The Kabataan Party today said school owners and administrators are raking in bigger profits without actually raising tuition.
The youth group revealed that schools have been jacking up miscellaneous fees in place of annual tuition hikes.
“Schools are foregoing tuition increases but they have been bloating miscellaneous fees which are mostly questionable,” Kabataan Party President Raymond Palatino said.
“Unlike tuition, miscellaneous fee hikes have remained unchecked for the last few years. This explains why school owners are able to avoid tuition hikes but still manage to rake in bigger profits annually,” he added.
He said that such tactic has proven to be very profitable to school owners. Unlike tuition, miscellaneous fee of all sorts are not included in the tuition increase consultations provided under CHED memorandum no. 13 which was recently reimplemented following the lifting of the tuition cap, he said.

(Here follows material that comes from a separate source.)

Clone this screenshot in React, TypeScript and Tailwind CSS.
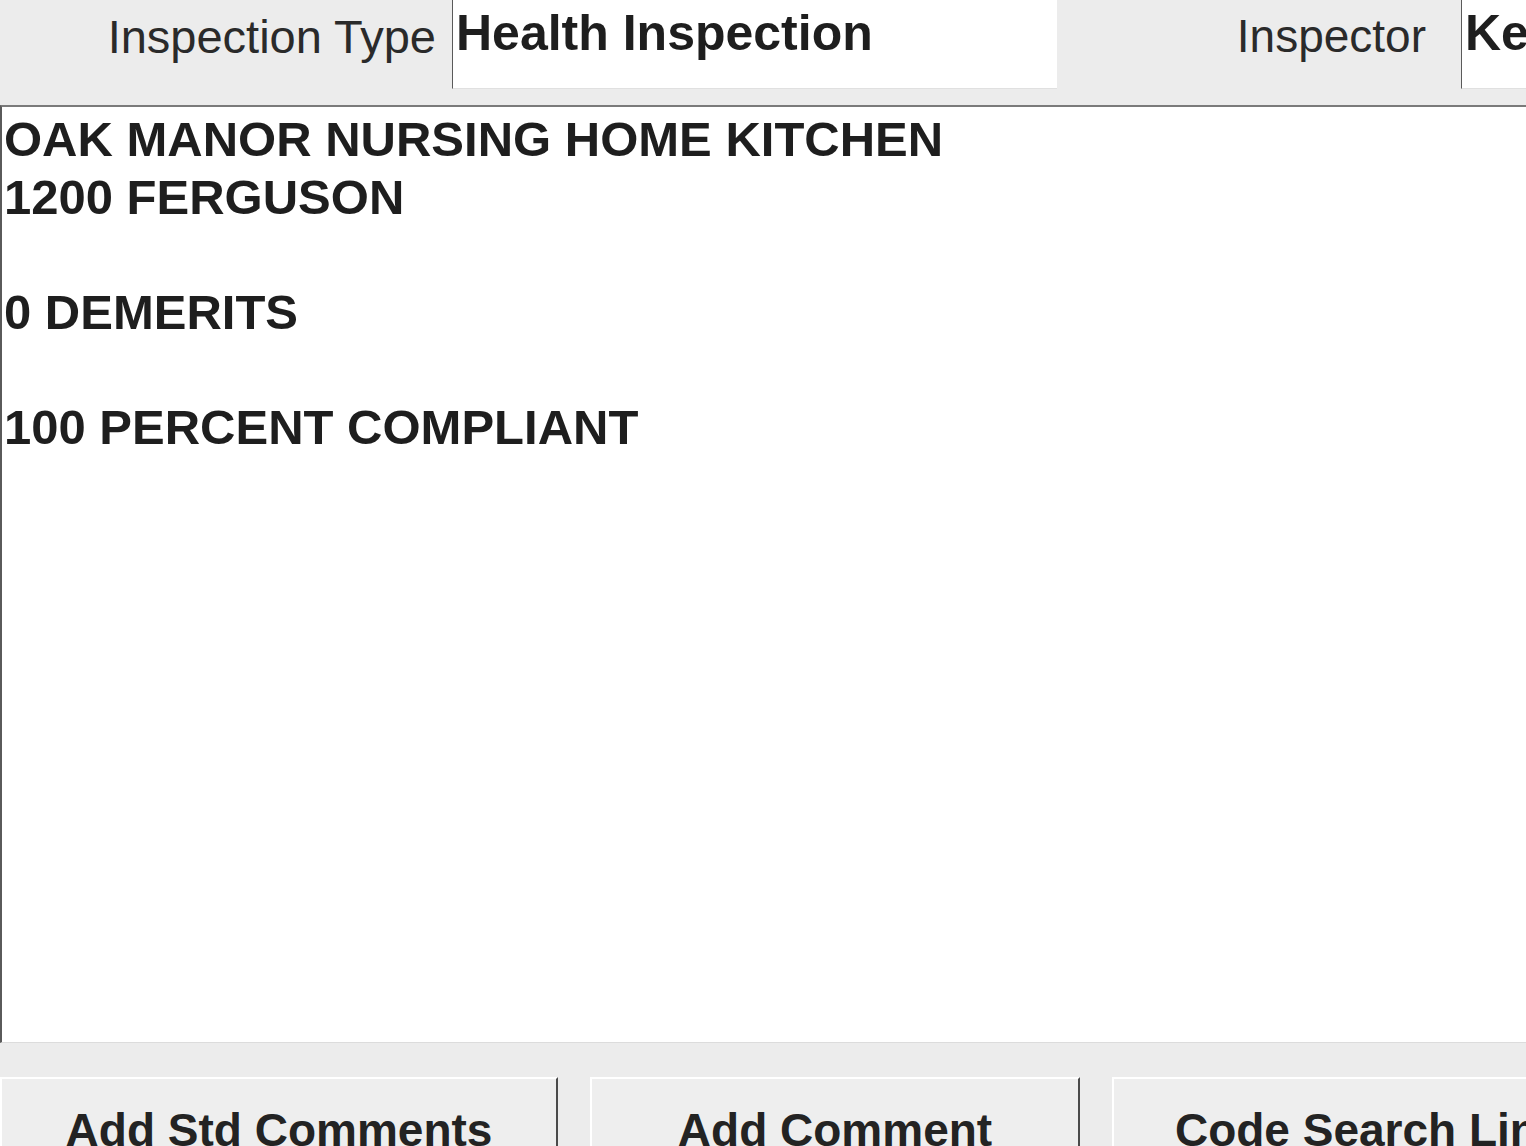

Palatino cited energy fee, development fee, accreditation fee, athletics fee, internet fee, insurance fee and aircondition fee as some of the dubious fees being collected in private schools.
“Even disbursements for capital expenditures and operating expenses which supposedly are already included in the basic tuition are being charged to students in the form of other miscellaneous fees like the energy fee and the development fee. Some school administrators claim that the energy fee is for the purchase of new air-conditioning units while the development fee is for the construction of new buildings and improvement of other facilities,” Palatino explained.
“These fees are not only questionable, they are superfluous. School owners are becoming more creative in inventing new fees to justify their lust for profit,” he said.
Palatino quoted former CHED executive director Roger Perez as saying in an interview with a daily broadsheet in 2004 that most tertiary schools were charging various fees that he described as “downright ridiculous,” citing as examples unexplained fees for energy, guidance and counseling, aircon, social action, building and development.
Some of the most absurd fees being collected are the postal fee, insurance fee, Smart fee and copier fee in AMA Computer University; power charge fee in Trinity University of Asia; Land Infrastructure Maintenance and Acquisition Development fee in the University of the Cordilleras; accreditation fee in Technological Institute of the Philippine; and pre-registration fee in Aquinas University in Albay.
The Philippine Maritime Institute is charging students with a Safety on Land and Seas fee worth P5,000 to P6,000 while the University of the East in Manila is charging cultural fee amounting to P162 and Internet fee of P976.
“The Asian School of Arts and Sciences is collecting P250 for athletic fee even if the school doesn’t have a varsity team,” Palatino revealed.
“Unless the government and CHED start to regulate miscellaneous fees, school owners will continue to profit from students and parents through these excessive fees. CHED must also determine the miscellaneous fees which schools can collect,” he said.
Palatino also urged CHED to abolish exorbitant fees being charged by schools and penalize school owners who will continue to impose questionable fees on students.